Created by Native Americans at least 1,000 years ago, Ohio’s Serpent Mound is a double mystery.

First, while there are several burial mounds nearby, the serpent itself doesn’t contain any human remains. It’s just a giant earthen snake, 1,330 feet long.

Second, the site on which it’s built shows faulted and folded bedrock, meaning that a huge cataclysm, a meteorite or a volcanic explosion, happened here in the ancient past.

Is that why the serpent was built there? We may never know.

The Mars Effect

When French psychologist Michel Gauquelin set out to determine whether astrology was valid, he found a curious anomaly.

His analysis showed that sports champions are more likely to be born when Mars is in the fourth quadrant. Examples include Babe Ruth, Muhammad Ali, Tiger Woods and Venus Williams.

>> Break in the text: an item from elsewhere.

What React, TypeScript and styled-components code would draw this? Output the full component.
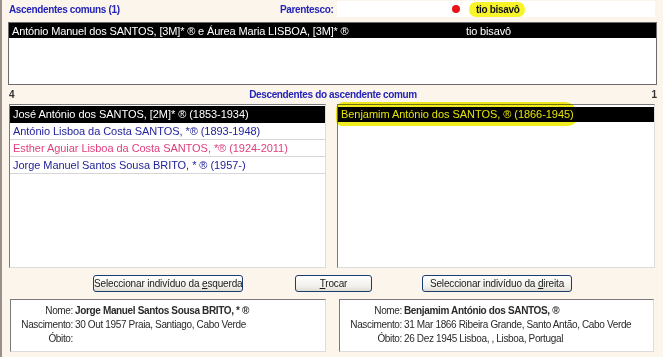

It’s called “the Mars effect.”

Caveat Emptor

French forger Vrain Denis-Lucas must have had a golden touch. His customers bought “manuscripts” from all of the following authors:

  • Robert Boyle
  • Isaac Newton
  • Blaise Pascal
  • Cleopatra
  • Judas Iscariot
  • Pontius Pilate
  • Joan of Arc
  • Cicero
  • Dante Alighieri

… even though all of them were written in contemporary French. All told, Denis-Lucas sold 27,000 manuscripts before the French Academy of Science realized something was wrong. He spent two years in prison and then disappeared.